Peut-on arriver par soi-même à une pure contemplation ? Dans l’histoire de la philosophie, Plotin, philosophe gréco-romain du IIIe siècle, a pu atteindre une sagesse contemplative, sagesse mettant l’homme en union continue avec le Créateur, au-delà de tout aspect humain. Dans la contemplation de Dieu, l’homme vit de cette attraction unique, exclusive même, sans rejeter l’amitié, mais en la dépassant radicalement et en la finalisant. L’ami devient l’intermédiaire entre son ami, entre l’homme et Dieu. Ainsi est atteint le sommet de l’amitié spirituelle.

Le réalisme profond de la vie consiste à distinguer l’homme et la femme au plan de la nature humaine, et à recevoir la personne dans l’amitié et la contemplation. Aussi l’amitié spirituelle est-elle nécessaire pour permettre à l’homme (générique) d’acquérir sa vraie personnalité, car l’amitié manifeste une finalité essentielle dans la vie humaine. Cette fin reste toutefois intermédiaire ou médiatrice, puisque dépassée par la contemplation. L’amitié assure donc un pont entre la finalité de la nature et la finalité de la personne. Mais, pour tendre vers la perfection au plan humain, elle exige d’être dépassée et perfectionnée par la contemplation. Une amitié spirituelle qui ne serait pas ou plus dépassée par la contemplation se corromprait au fil du temps. Car, par sa finalité divine, qui dépasse et unit la dimension humaine, la contemplation doit être gardienne d’une véritable amitié entre un homme et une femme, comme entre des hommes ou entre des femmes. L’expérience d’une véritable amitié rectifie donc la nature et la personne de chacun des amis, par l’exigence de la nature sur le corps et de la personne sur l’âme, donc sur la finalité. 

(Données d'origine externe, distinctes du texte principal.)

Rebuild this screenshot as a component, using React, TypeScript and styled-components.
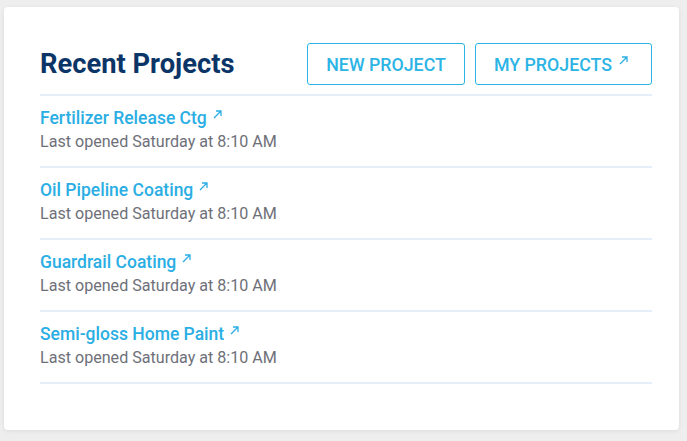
import styled, { createGlobalStyle } from "styled-components";

const GlobalStyle = createGlobalStyle`
  html, body {
    margin: 0;
    padding: 0;
    background: #eeeeee;
    font-family: Roboto, "Liberation Sans", Arial, sans-serif;
  }
`;

const projects = [
  "Fertilizer Release Ctg",
  "Oil Pipeline Coating",
  "Guardrail Coating",
  "Semi-gloss Home Paint",
];

const Page = styled.div`
  padding: 7px 8px 11px 4px;
`;

const Card = styled.div`
  background: #ffffff;
  border-radius: 4px;
  box-shadow: 0 1px 4px rgba(0, 0, 0, 0.08);
  padding: 36px 27px 49px 36px;
  height: 423px;
  box-sizing: border-box;
`;

const Header = styled.div`
  display: flex;
  align-items: center;
  justify-content: space-between;
  padding-bottom: 9px;
  border-bottom: 2px solid #e5eef9;
`;

const Title = styled.h2`
  margin: 0;
  font-size: 27.3px;
  font-weight: 700;
  color: #0b3567;
`;

const Actions = styled.div`
  display: flex;
  gap: 10px;
`;

const Button = styled.button<{ $withIcon?: boolean }>`
  display: flex;
  align-items: center;
  gap: 7px;
  height: 42px;
  padding: 0 ${(p) => (p.$withIcon ? 23 : 18)}px 0 18px;
  background: #fff;
  border: 1px solid #2cb4e5;
  border-radius: 3px;
  color: #2cb4e5;
  font-family: inherit;
  font-size: 17.8px;
  font-weight: 500;
  text-transform: uppercase;
  cursor: pointer;
`;

const Row = styled.div`
  display: flex;
  flex-direction: column;
  padding: 10px 0 12px;
  border-bottom: 2px solid #e5eef9;
`;

const ProjectLink = styled.a`
  display: flex;
  align-items: flex-start;
  gap: 6px;
  font-size: 17.5px;
  font-weight: 500;
  line-height: 24px;
  color: #2aaee3;
  text-decoration: none;
`;

const Meta = styled.div`
  font-size: 16.1px;
  line-height: 24px;
  color: #6e7079;
`;

const Arrow = styled.svg<{ $top: number }>`
  margin-top: ${(p) => p.$top}px;
  flex: none;
`;

const ExternalIcon = ({ top = 4 }: { top?: number }) => (
  <Arrow $top={top} width="9" height="9" viewBox="0 0 9 9" fill="none">
    <path d="M1 8 L8 1 M3 1 H8 V6" stroke="#2aaee3" strokeWidth="1.3" />
  </Arrow>
);

export default function App() {
  return (
    <>
      <GlobalStyle />
      <Page>
        <Card>
          <Header>
            <Title>Recent Projects</Title>
            <Actions>
              <Button>New Project</Button>
              <Button $withIcon>
                My Projects
                <ExternalIcon top={-7} />
              </Button>
            </Actions>
          </Header>
          {projects.map((name) => (
            <Row key={name}>
              <ProjectLink href="#">
                {name}
                <ExternalIcon />
              </ProjectLink>
              <Meta>Last opened Saturday at 8:10 AM</Meta>
            </Row>
          ))}
        </Card>
      </Page>
    </>
  );
}
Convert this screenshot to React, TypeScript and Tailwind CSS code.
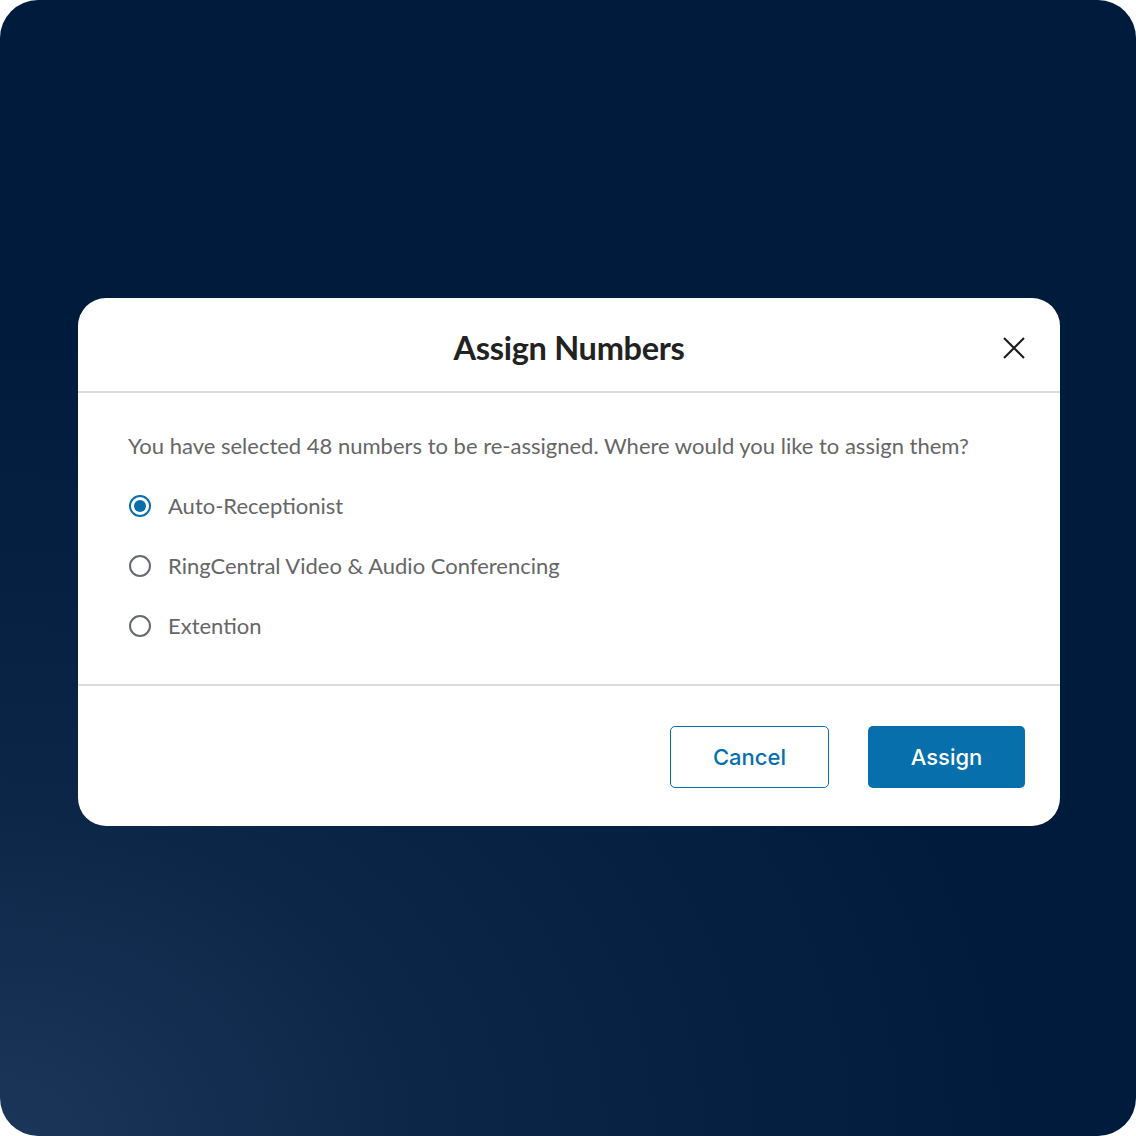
import { useState } from "react";

const OPTIONS = [
  { id: "ar", label: "Auto-Receptionist" },
  { id: "rcv", label: "RingCentral Video & Audio Conferencing" },
  { id: "ext", label: "Extention" },
];

function Radio({ checked }: { checked: boolean }) {
  return (
    <span
      className={`ml-[1px] flex h-[22px] w-[22px] shrink-0 items-center justify-center rounded-full border-2 ${
        checked ? "border-[#066fac]" : "border-[#666a70]"
      }`}
    >
      {checked && <span className="h-[12px] w-[12px] rounded-full bg-[#066fac]" />}
    </span>
  );
}

export default function App() {
  const [selected, setSelected] = useState("ar");

  return (
    <div className="h-[1136px] w-[1136px] bg-white">
      <div className="flex h-full w-full flex-col items-center rounded-[38px] bg-[radial-gradient(ellipse_90%_70%_at_0%_100%,#1b3658_0%,#0a2546_45%,#001b3b_100%)] pl-[2px] pt-[298px] font-['Lato','Noto_Sans',sans-serif]">
        <div className="flex w-[982px] flex-col rounded-[28px] bg-white">
          <div className="relative flex h-[95px] items-center justify-center border-b-2 border-[#dcdcdc] pt-[7px]">
            <h2 className="text-[32.5px] font-bold tracking-[-0.3px] text-[#222]">Assign Numbers</h2>
            <button className="absolute right-[34px] top-[38px] text-[#1a1a1a]">
              <svg width="24" height="24" viewBox="0 0 24 24" fill="none" stroke="currentColor" strokeWidth="2">
                <path d="M2 2L22 22M22 2L2 22" />
              </svg>
            </button>
          </div>

          <div className="flex flex-col gap-[34px] px-[50px] pb-[45px] pt-[40px]">
            <p className="text-[22px] leading-[26px] text-[#666]">
              You have selected 48 numbers to be re-assigned. Where would you like to assign them?
            </p>
            {OPTIONS.map(o => (
              <label
                key={o.id}
                onClick={() => setSelected(o.id)}
                className="flex cursor-pointer items-center gap-[17px] text-[22px] leading-[26px] text-[#666]"
              >
                <Radio checked={selected === o.id} />
                {o.label}
              </label>
            ))}
          </div>

          <div className="flex justify-end gap-[39px] border-t-2 border-[#dcdcdc] pb-[38px] pl-[50px] pr-[35px] pt-[40px]">
            <button className="h-[62px] w-[159px] rounded-[5px] border border-[#066fac] font-['Inter',sans-serif] text-[22px] font-medium text-[#066fac]">
              Cancel
            </button>
            <button className="h-[62px] w-[157px] rounded-[5px] bg-[#066fac] font-['Inter',sans-serif] text-[22px] font-medium text-white">
              Assign
            </button>
          </div>
        </div>
      </div>
    </div>
  );
}
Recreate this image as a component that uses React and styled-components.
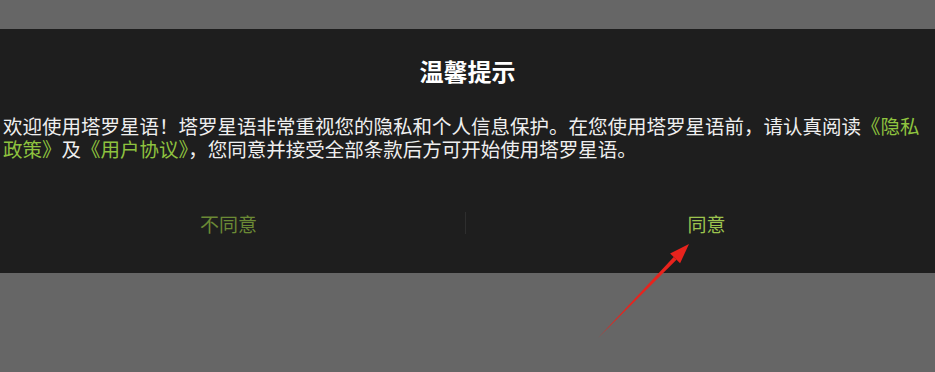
import React from "react";
import styled, { createGlobalStyle } from "styled-components";

const Global = createGlobalStyle`
  html, body { margin: 0; padding: 0; background: #666666; }
  body { font-family: "Noto Sans CJK SC", "Noto Sans", sans-serif; }
`;

const Page = styled.div`
  position: relative;
  width: 935px;
  height: 372px;
  padding-top: 29px;
  box-sizing: border-box;
  overflow: hidden;
`;

const Dialog = styled.div`
  background: #1e1e1e;
  height: 244px;
  display: flex;
  flex-direction: column;
  box-sizing: border-box;
  padding-top: 26px;
`;

const Title = styled.h2`
  margin: 0;
  text-align: center;
  color: #ffffff;
  font-size: 24px;
  line-height: 32px;
  font-weight: 700;
`;

const Body = styled.p`
  margin: 27px 0 0;
  padding: 0 3px;
  color: #efefef;
  font-size: 19.5px;
  line-height: 23px;
`;

const Link = styled.span`
  color: #8ec33f;
`;

const Actions = styled.div`
  margin-top: 38px;
  height: 50px;
  display: flex;
  align-items: center;
`;

const Action = styled.button`
  flex: 1;
  background: none;
  border: none;
  height: 100%;
  font-family: inherit;
  font-size: 19px;
  color: ${(p) => (p.$primary ? "#9cc44e" : "#6b8a35")};
  padding: ${(p) => (p.$primary ? "0 0 0 12px" : "0 8px 0 0")};
  cursor: pointer;
`;

const Divider = styled.div`
  width: 1px;
  height: 22px;
  background: #2e2e2e;
`;

const ArrowLayer = styled.svg`
  position: absolute;
  left: 580px;
  top: 230px;
  width: 120px;
  height: 120px;
  pointer-events: none;
`;

export default function App() {
  return (
    <>
      <Global />
      <Page>
        <Dialog>
          <Title>温馨提示</Title>
          <Body>
            欢迎使用塔罗星语！塔罗星语非常重视您的隐私和个人信息保护。在您使用塔罗星语前，请认真阅读
            <Link>《隐私政策》</Link>及<Link>《用户协议》</Link>，您同意并接受全部条款后方可开始使用塔罗星语。
          </Body>
          <Actions>
            <Action>不同意</Action>
            <Divider />
            <Action $primary>同意</Action>
          </Actions>
        </Dialog>
        <ArrowLayer viewBox="0 0 120 120">
          <polygon points="18,108 96.5,29.8 93.7,27" fill="#e8231d" />
          <polygon points="109,14 100.1,33.3 90.1,23.5" fill="#e8231d" />
        </ArrowLayer>
      </Page>
    </>
  );
}
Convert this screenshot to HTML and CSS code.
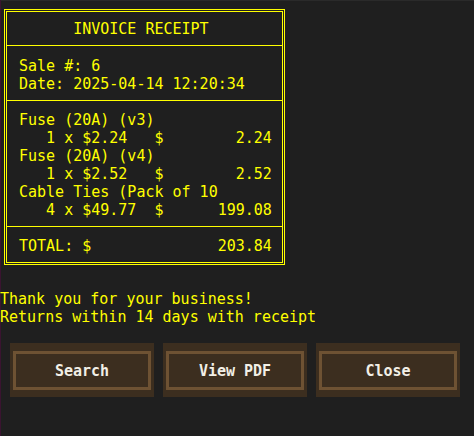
FILE: index.html
```html
<!DOCTYPE html>
<html>
<head>
<meta charset="utf-8">
<link rel="stylesheet" href="styles.css">
</head>
<body>
<div class="page">
  <div class="receipt">
    <div class="sec sec-head">      INVOICE RECEIPT</div>
    <div class="sec sec-info">Sale #: 6
Date: 2025-04-14 12:20:34</div>
    <div class="sec sec-items">Fuse (20A) (v3)
   1 x $2.24   $        2.24
Fuse (20A) (v4)
   1 x $2.52   $        2.52
Cable Ties (Pack of 10
   4 x $49.77  $      199.08</div>
    <div class="sec sec-total">TOTAL: $              203.84</div>
  </div>
  <div class="thanks">Thank you for your business!
Returns within 14 days with receipt</div>
  <div class="buttons">
    <div class="btn-wrap"><div class="btn">Search</div></div>
    <div class="btn-wrap"><div class="btn">View PDF</div></div>
    <div class="btn-wrap"><div class="btn">Close</div></div>
  </div>
</div>
</body>
</html>
```
FILE: styles.css
```css
html, body {
  margin: 0;
  padding: 0;
}
body {
  width: 474px;
  height: 436px;
  overflow: hidden;
  background:
    linear-gradient(to right, #3a1430 0, #3a1430 1px, transparent 1px),
    linear-gradient(to bottom, #2a2a2a 0, #2a2a2a 1px, transparent 1px),
    #1f1f1f;
  font-family: "DejaVu Sans Mono", "Liberation Mono", monospace;
  font-size: 15px;
  line-height: 18px;
  color: #ffff00;
}
.page {
  display: flex;
  flex-direction: column;
  padding-top: 9px;
}
.receipt {
  margin-left: 4px;
  width: 281px;
  box-sizing: border-box;
  border: 3px double #ffff00;
}
.sec {
  white-space: pre;
  padding: 0 8px 0 12px;
}
.sec + .sec {
  border-top: 1px solid #ffff00;
}
.sec-head {
  padding-top: 8px;
  padding-bottom: 7px;
}
.sec-info {
  padding-top: 11px;
  padding-bottom: 7px;
}
.sec-items {
  padding-top: 10px;
  padding-bottom: 7px;
}
.sec-total {
  padding-top: 10px;
  padding-bottom: 7px;
}
.thanks {
  white-space: pre;
  margin-top: 25px;
  padding-left: 0;
}
.buttons {
  display: flex;
  gap: 9px;
  margin-top: 17px;
  padding-left: 10px;
}
.btn-wrap {
  width: 144px;
  height: 54px;
  box-sizing: border-box;
  padding: 8px 3px 7px 3px;
  background: #3c2e1f;
}
.btn {
  height: 100%;
  box-sizing: border-box;
  border: 3px solid #6e5233;
  background: #3c2e1f;
  color: #f2efe6;
  font-weight: bold;
  display: flex;
  align-items: center;
  justify-content: center;
}
```
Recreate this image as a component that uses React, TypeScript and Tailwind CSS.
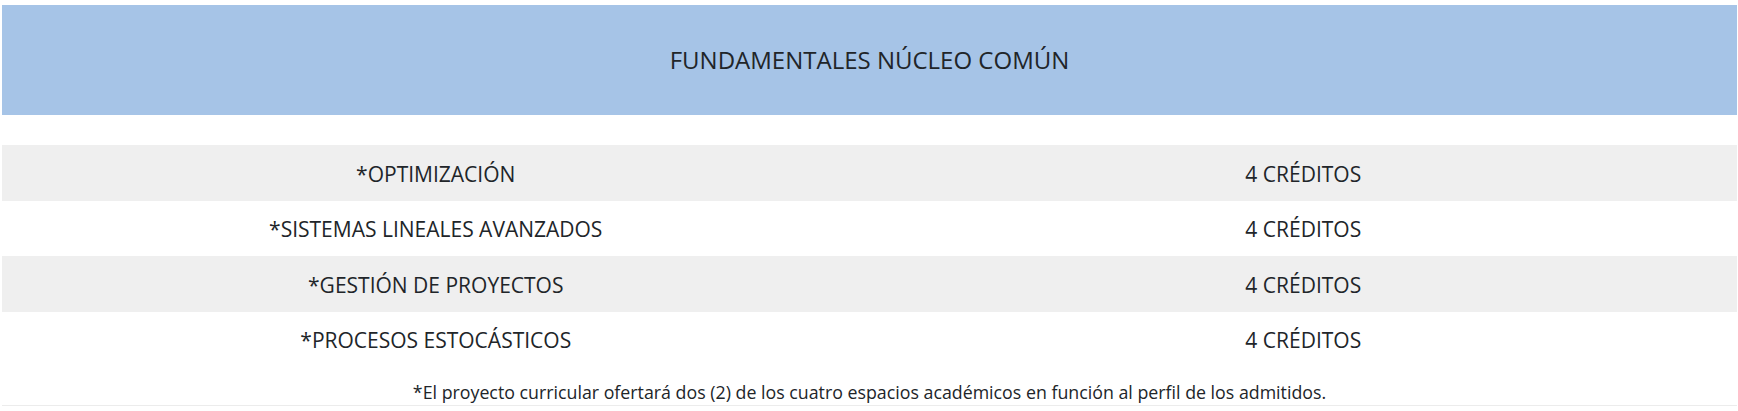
import React from "react";

const rows = [
  "*OPTIMIZACIÓN",
  "*SISTEMAS LINEALES AVANZADOS",
  "*GESTIÓN DE PROYECTOS",
  "*PROCESOS ESTOCÁSTICOS",
];

export default function App() {
  return (
    <div
      className="w-[1738px] h-[411px] bg-white text-[#212529] pl-[2px] pr-[1px] pt-[5px]"
      style={{ fontFamily: '"Open Sans", "Liberation Sans", sans-serif' }}
    >
      <div className="h-[110px] bg-[#a6c4e7] flex items-center justify-center text-[24px]">
        FUNDAMENTALES NÚCLEO COMÚN
      </div>
      <div className="mt-[30px]">
        {rows.map((r, i) => (
          <div
            key={r}
            className={`grid grid-cols-2 h-[55.5px] items-center text-[21px] pt-[3px] ${
              i % 2 === 0 ? "bg-[#efefef]" : "bg-white"
            }`}
          >
            <div className="text-center">{r}</div>
            <div className="text-center">4 CRÉDITOS</div>
          </div>
        ))}
      </div>
      <div className="h-[39px] flex items-center justify-center text-[17.8px] border-b border-[#ececec] pt-[12px]">
        *El proyecto curricular ofertará dos (2) de los cuatro espacios académicos en función al perfil de los admitidos.
      </div>
    </div>
  );
}
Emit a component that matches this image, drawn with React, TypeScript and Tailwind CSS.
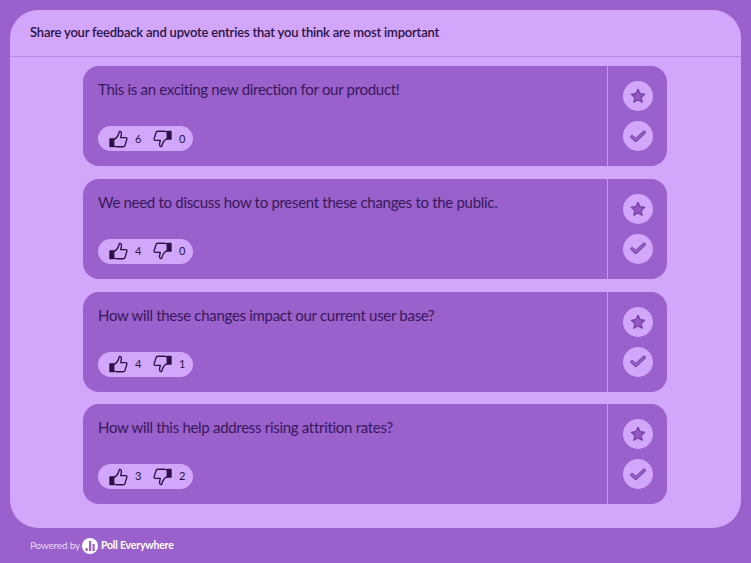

Sachant que l’ultime finalité de la personne réside dans la contemplation, l’amitié doit être dépassée par la contemplation et tendre vers elle pour qu’elle puisse s’accomplir pleinement et durablement au niveau de la personne. L’amitié devient alors amicabilis, en tant que c’est l’ami qui conduit son ami à dépasser l’amitié pour la contemplation. L’amitié atteint un sommet, au-delà de toute utilité, jouissance et sensibilité. Cela signifie qu’une véritable amitié qui augmente notre désir de contemplation par un besoin de solitude personnelle marque le signe d’une amitié tendant vers la perfection. Si l’amitié devient un obstacle à la vie contemplative, elle le devient aussi pour découvrir ce pourquoi nous sommes faits, car nous sommes créés par Dieu et faits pour lui. La véritable amitié, l’amitié parfaite demande ce dépassement sensible de l’amitié, dépassement qui n’est pas pas suppression, dans un au-delà de la passion, sans la rejeter, mais en l’ordonnant à un bien supérieur, pour ce bien qu’est la contemplation de Dieu. La personne est ainsi structurée par la sagesse qui conduit à la contemplation, dans le dépassement de l’amitié par la contemplation de Dieu, dans un regard d’amour supérieur à tout amour humain, et par là-même finalisant l’amour humain.